Peter Gillott

Personal information
- Full name: Peter Gillott
- Date of birth: 20 July 1935
- Place of birth: Barnsley, England
- Date of death: 23 January 2021 (aged 85)
- Position: Full back

Senior career*
- Years: Team / Apps / (Gls)
- Worsbrough Bridge Athletic
- 1953–1959: Barnsley / 5 / (0)
- 1959–1966: Chelmsford City
- 1966–1967: Margate
- 1967–1970: Chelmsford City
- Old Chelmsfordians

International career
- England Youth / 8 / (0)

= Peter Gillott =

English footballer (1935–2021)

Peter Gillott (20 July 1935 – 23 January 2021) was an English footballer who played as a full back.

==Career==
Gillott began his career with Worsbrough Bridge Athletic, before moving to hometown club Barnsley in 1953. Gillott made five Football League appearances at Barnsley over the course of six years, leaving to sign for Chelmsford City in July 1959, being signed by manager Harry Ferrier for a fee of £1,000.

In 1964, Gillott, and fellow Chelmsford stalwart Derek Tiffin, were jointly awarded two testimonials against Swedish club IFK Holmsund and Romford.

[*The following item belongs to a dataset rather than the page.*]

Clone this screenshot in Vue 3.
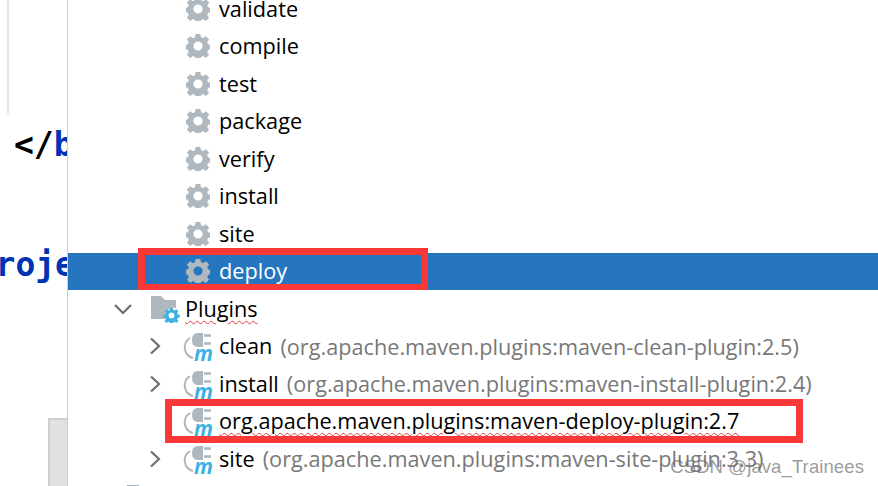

In May 1966, Gillott signed for Margate, being made club captain on his arrival. Gillott made 64 appearances in all competitions for Margate over the course of a single season, before re-signing for Chelmsford. Upon his return to Chelmsford, Gillott was appointed reserve team manager. On 10 January 1970, Gillott made his final appearance for Chelmsford in a 4–3 FA Trophy loss against Bedford Town. Gillott amassed 376 appearances during his time at Chelmsford, scoring six times, placing him eighth on the club's all-time record appearance makers list.

Following his time at Chelmsford City, Gillott played for Old Chelmsfordians, playing for the club into his fifties.